Throughout 2015, management has been actively engaged in the implementation of a remediation plan to ensure that controls contributing to remediation of this material weakness are designed appropriately and will operate effectively, and has engaged external IT specialist consultants to advise management on these remediation activities. The remediation actions we have taken to date to address the material weakness and to improve and strengthen our internal controls include the following:
Improving the design, operation and monitoring of control activities and procedures associated with user and administrator access to the affected IT systems, including both preventive and detective control activities.
Implementing appropriate program change management control activities, including the installation of third party utility tools, to track access, authorizations and history of changes across the affected IT systems.
Hiring additional information technology personnel and expand the resources in the functional areas that support and monitor our IT systems and the information generated therefrom.
Implementing business process controls that directly mitigate the risks related to the electronic data and financial reports generated from the affected IT systems and used in the performance of underlying business process controls while remediation is in progress to address the general IT control deficiencies.

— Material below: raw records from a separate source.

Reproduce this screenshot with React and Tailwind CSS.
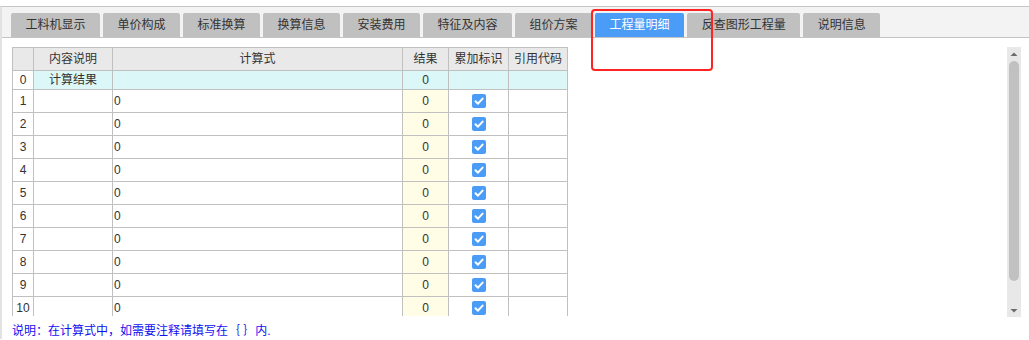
import React from "react"

const tabs = [
  "工料机显示",
  "单价构成",
  "标准换算",
  "换算信息",
  "安装费用",
  "特征及内容",
  "组价方案",
  "工程量明细",
  "反查图形工程量",
  "说明信息",
]
const activeTab = "工程量明细"

const rows = [1, 2, 3, 4, 5, 6, 7, 8, 9, 10]

function Check() {
  return (
    <span className="flex h-[14px] w-[14px] items-center justify-center rounded-[2px] bg-[#4a9cf6]">
      <svg width="14" height="14" viewBox="0 0 14 14">
        <path d="M3.5 7.2 L6 9.7 L10.6 4.6" fill="none" stroke="#fff" strokeWidth="2" strokeLinecap="round" strokeLinejoin="round" />
      </svg>
    </span>
  )
}

export default function App() {
  return (
    <div
      className="relative h-[340px] w-[1029px] overflow-hidden bg-white text-[12px] text-[#333]"
      style={{ fontFamily: '"Liberation Sans", "Noto Sans CJK SC", sans-serif' }}
    >
      <div className="h-[6px]" />
      <div className="border-t border-l-2 border-t-[#c6c6c6] border-l-[#e2e2e2]">
        {/* tab strip */}
        <div className="flex h-[31px] items-end gap-[3px] border-b border-[#c4c4c4] bg-[#f3f3f3] pl-[9px]">
          {tabs.map((t) => (
            <div
              key={t}
              className={
                t === activeTab
                  ? "flex h-[24px] items-center rounded-t-[2px] bg-[#4a9cf6] px-[14.5px] leading-none text-white"
                  : "flex h-[24px] items-center rounded-t-[2px] bg-[#c0c0c0] px-[14.5px] leading-none text-[#333]"
              }
            >
              {t}
            </div>
          ))}
        </div>

        {/* content */}
        <div className="flex items-start justify-between pt-[9px] pl-[10px] pr-[8px]">
          <div className="h-[269px] overflow-hidden border-t border-l border-[#c0c0c0]">
            {/* header */}
            <div className="flex h-[23px] bg-[#e9e9e9] leading-[22px]">
              <div className="w-[21px] border-r border-b border-[#c0c0c0]" />
              <div className="w-[79px] border-r border-b border-[#c0c0c0] text-center">内容说明</div>
              <div className="w-[290px] border-r border-b border-[#c0c0c0] text-center">计算式</div>
              <div className="w-[46px] border-r border-b border-[#c0c0c0] text-center">结果</div>
              <div className="w-[60px] border-r border-b border-[#c0c0c0] text-center">累加标识</div>
              <div className="w-[59px] border-r border-b border-[#c0c0c0] text-center">引用代码</div>
            </div>
            {/* row 0 */}
            <div className="flex h-[19px] leading-[18px]">
              <div className="w-[21px] border-r border-b border-[#c0c0c0] bg-white text-center">0</div>
              <div className="w-[79px] border-r border-b border-[#c0c0c0] bg-[#dbf7f7] text-center">计算结果</div>
              <div className="w-[290px] border-r border-b border-[#c0c0c0] bg-[#dbf7f7]" />
              <div className="w-[46px] border-r border-b border-[#c0c0c0] bg-[#dbf7f7] text-center">0</div>
              <div className="w-[60px] border-r border-b border-[#c0c0c0] bg-[#dbf7f7]" />
              <div className="w-[59px] border-r border-b border-[#c0c0c0] bg-[#dbf7f7]" />
            </div>
            {rows.map((n) => (
              <div key={n} className="flex h-[23px] leading-[22px]">
                <div className="w-[21px] border-r border-b border-[#c0c0c0] text-center">{n}</div>
                <div className="w-[79px] border-r border-b border-[#c0c0c0]" />
                <div className="w-[290px] border-r border-b border-[#c0c0c0] pl-[1px]">0</div>
                <div className="w-[46px] border-r border-b border-[#c0c0c0] bg-[#fffde6] text-center">0</div>
                <div className="flex w-[60px] items-center justify-center border-r border-b border-[#c0c0c0]">
                  <Check />
                </div>
                <div className="w-[59px] border-r border-b border-[#c0c0c0]" />
              </div>
            ))}
          </div>

          {/* scrollbar */}
          <div className="flex h-[270px] w-[14px] flex-col items-center bg-[#e8e8e8]">
            <svg width="8" height="14" viewBox="0 0 8 14" className="shrink-0">
              <path d="M0.5 9 L4 5.5 L7.5 9 Z" fill="#6b6b6b" />
            </svg>
            <div className="h-[220px] w-[10px] rounded-full bg-[#c1c1c1]" />
            <div className="flex-1" />
            <svg width="8" height="12" viewBox="0 0 8 12" className="shrink-0">
              <path d="M0.5 4 L4 7.5 L7.5 4 Z" fill="#6b6b6b" />
            </svg>
          </div>
        </div>

        <div className="mt-[6px] pl-[10px] leading-[16px] text-[#1010f0]">
          说明：在计算式中，如需要注释请填写在｛ ｝内.
        </div>
      </div>

      {/* highlight box */}
      <div className="absolute top-[9px] left-[591px] h-[62px] w-[122px] rounded-[4px] border-2 border-[#ff2424]" />
    </div>
  )
}
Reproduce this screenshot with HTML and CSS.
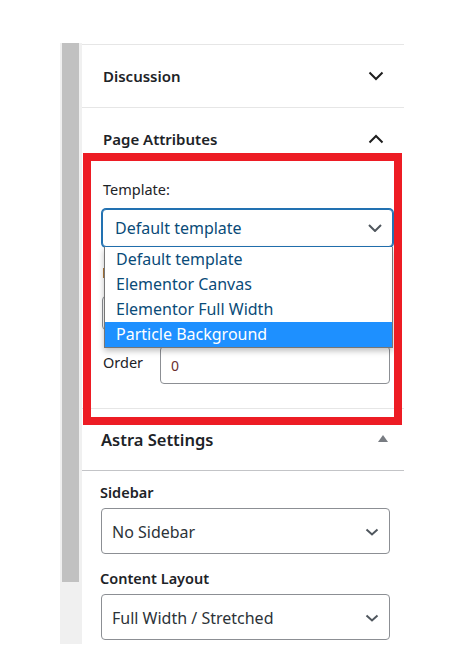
FILE: index.html
```html
<!DOCTYPE html>
<html lang="en">
<head>
<meta charset="utf-8">
<title>Page Attributes</title>
<link rel="stylesheet" href="styles.css">
</head>
<body>
<div class="screen">
  <div class="track"><div class="thumb"></div></div>
  <div class="panel">
    <section class="box">
      <div class="box-head">
        <h2 class="box-title">Discussion</h2>
        <svg class="toggle" width="16" height="10" viewBox="0 0 16 10"><path d="M1.5 1.5l6.5 6.5 6.5-6.5" fill="none" stroke="#1e1e1e" stroke-width="2"/></svg>
      </div>
    </section>
    <section class="box">
      <div class="box-head">
        <h2 class="box-title">Page Attributes</h2>
        <svg class="toggle" width="16" height="10" viewBox="0 0 16 10"><path d="M1.5 8.5l6.5-6.5 6.5 6.5" fill="none" stroke="#1e1e1e" stroke-width="2"/></svg>
      </div>
      <div class="box-body">
        <p class="wp-label">Template:</p>
        <div class="select-wrap">
          <div class="wp-select is-focused">
            <span>Default template</span>
            <svg class="caret" width="14" height="8" viewBox="0 0 14 8"><path d="M1 1l6 6 6-6" fill="none" stroke="#50575e" stroke-width="2"/></svg>
          </div>
          <ul class="dropdown">
            <li class="option">Default template</li>
            <li class="option">Elementor Canvas</li>
            <li class="option">Elementor Full Width</li>
            <li class="option is-active">Particle Background</li>
          </ul>
        </div>
        <div class="hidden-mark"></div>
        <div class="ghost-select"></div>
        <div class="order-row">
          <span class="order-label">Order</span>
          <div class="order-input">0</div>
        </div>
      </div>
    </section>
    <section class="astra">
      <div class="astra-head">
        <h2 class="astra-title">Astra Settings</h2>
        <svg class="tri" width="10" height="7" viewBox="0 0 10 7"><path d="M5 0L10 7H0z" fill="#787c82"/></svg>
      </div>
      <div class="astra-body">
        <p class="astra-label">Sidebar</p>
        <div class="astra-select">
          <span>No Sidebar</span>
          <svg class="caret" width="14" height="8" viewBox="0 0 14 8"><path d="M1.5 1.5l5.5 5 5.5-5" fill="none" stroke="#50575e" stroke-width="2"/></svg>
        </div>
        <p class="astra-label second">Content Layout</p>
        <div class="astra-select">
          <span>Full Width / Stretched</span>
          <svg class="caret" width="14" height="8" viewBox="0 0 14 8"><path d="M1.5 1.5l5.5 5 5.5-5" fill="none" stroke="#50575e" stroke-width="2"/></svg>
        </div>
      </div>
    </section>
  </div>
  <div class="annotation"></div>
</div>
</body>
</html>
```

FILE: styles.css
```css
* { box-sizing: border-box; }

body {
  margin: 0;
  background: #ffffff;
  font-family: "Noto Sans", "Open Sans", sans-serif;
  color: #1d2327;
}

.screen {
  position: relative;
  width: 455px;
  height: 667px;
  display: flex;
  align-items: flex-start;
  padding: 43px 0 0 60px;
}

.track {
  width: 22px;
  height: 601px;
  background: #f0f0f0;
  padding: 0 3px 0 2px;
  flex: none;
}

.thumb {
  height: 539px;
  background: #c1c1c1;
}

.panel {
  width: 322px;
  margin-top: 1px;
  border-top: 1px solid #e6e6e6;
  background: #fff;
}

.box {
  border-bottom: 1px solid #e6e6e6;
}

.box-head {
  height: 62px;
  display: flex;
  align-items: center;
  justify-content: space-between;
  padding: 0 20px 0 21px;
}

.box-title {
  margin: 0;
  font-size: 15px;
  font-weight: 600;
  line-height: 20px;
  color: #1d2327;
}

.toggle { display: block; }

.box-body {
  padding: 9px 11px 24px 20px;
}

.wp-label {
  margin: 0 0 10px 1px;
  font-size: 14.5px;
  line-height: 20px;
  color: #1d2327;
}

.hidden-mark {
  margin: 21px 0 0 1px;
  width: 2px;
  height: 10px;
  background: #b07a3a;
}

.select-wrap {
  position: relative;
}

.wp-select {
  height: 38px;
  border: 1px solid #8c8f94;
  border-radius: 4px;
  display: flex;
  align-items: center;
  justify-content: space-between;
  padding: 0 10px 0 12px;
  font-size: 16px;
  color: #2c3338;
  background: #fff;
}

.wp-select.is-focused {
  border-color: #2271b1;
  box-shadow: 0 0 0 1px #2271b1;
  color: #0a4b78;
}

.dropdown {
  position: absolute;
  top: 100%;
  left: 2px;
  right: 0;
  margin: 0;
  padding: 0;
  list-style: none;
  background: #fff;
  border: 1px solid #767676;
  border-top: 0;
  box-shadow: 0 3px 6px rgba(0, 0, 0, 0.25);
  z-index: 2;
}

.option {
  height: 25px;
  line-height: 25px;
  padding-left: 11px;
  font-size: 16px;
  color: #0a4b78;
}

.option.is-active {
  background: #1e90ff;
  color: #ffffff;
}

.ghost-select {
  margin-top: 18px;
  height: 34px;
  border: 1px solid #8c8f94;
  border-radius: 4px;
}

.order-row {
  margin-top: 16px;
  display: flex;
  align-items: flex-start;
}

.order-label {
  width: 58px;
  padding: 6px 0 0 1px;
  font-size: 14.5px;
  line-height: 20px;
  color: #1d2327;
}

.order-input {
  width: 230px;
  height: 38px;
  border: 1px solid #8c8f94;
  border-radius: 4px;
  padding: 9px 0 0 10px;
  font-size: 14px;
  line-height: 20px;
  color: #6b2f2f;
}

.astra-head {
  height: 62px;
  border-bottom: 1px solid #c3c4c7;
  display: flex;
  align-items: center;
  justify-content: space-between;
  padding: 0 16px 0 19px;
}

.astra-title {
  margin: 0;
  font-size: 16.5px;
  font-weight: 600;
  line-height: 20px;
  color: #1d2327;
}

.tri { display: block; margin-top: -2px; }

.astra-body {
  padding: 11px 14px 0 18px;
}

.astra-label {
  margin: 0 0 6px 0;
  font-size: 14.5px;
  font-weight: 600;
  line-height: 20px;
  color: #1d2327;
}

.astra-label.second { margin-top: 14px; }

.astra-select {
  margin-left: 1px;
  height: 46px;
  border: 1px solid #8c8f94;
  border-radius: 4px;
  display: flex;
  align-items: center;
  justify-content: space-between;
  padding: 2px 10px 0 10px;
  font-size: 16px;
  color: #2c3338;
}

.caret { display: block; }

.annotation {
  position: absolute;
  left: 83px;
  top: 153px;
  width: 319px;
  height: 272px;
  border: 8px solid #ed1c24;
  z-index: 3;
}
```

Management believes the steps taken to date, including the design and implementation of new control activities, have improved the effectiveness of our internal control over financial reporting. However, the material weakness will not be considered remediated until the applicable internal controls operate for a sufficient period of time and management has concluded, through testing, that these controls are operating effectively. While significant progress has been made throughout 2015 related to the planned remediation activities noted above, certain controls were implemented later in 2015, and sufficient testing of the operating effectiveness had not yet occurred as of December 31, 2015. Therefore, management concluded that the material weakness in internal controls over financial reporting related to information technology general controls in the areas of user access and program change management for the affected IT systems had not been remediated as of December 31, 2015.
Management believes that once the new controls have been in operation for a sufficient period of time to test such that management can conclude that they are operating effectively, the material weakness will be remediated. However, we cannot provide any assurance that these remediation efforts will be successful or that our internal control over financial reporting will be effective as a result of these efforts by any particular date. In addition, as the Company continues to evaluate and work to improve its internal control over financial reporting, management may determine to take additional measures to address control deficiencies or determine to modify the remediation plan described above. Management will continue to test and evaluate the implementation of these new processes and internal controls during 2016 to ascertain whether they are designed and operating effectively to provide reasonable assurance that they will prevent or detect a material error in the Company’s financial statements. Subject to the foregoing, management believes these remediation efforts will be completed by December 31, 2016.
Attestation Report of the Independent Registered Public Accounting Firm
Our internal control over financial reporting as of December 31, 2015, has been audited by Deloitte & Touche LLP, an independent registered public accounting firm, as stated in their report, which follows below.

Changes in Internal Control Over Financial Reporting
Except as described above under “Management’s Report on Internal Control Over Financial Reporting,” there have been no changes in the Company’s internal control over financial reporting that occurred during the three months ended December 31, 2015 that have materially affected, or are reasonably likely to materially affect, the Company’s internal control over financial reporting.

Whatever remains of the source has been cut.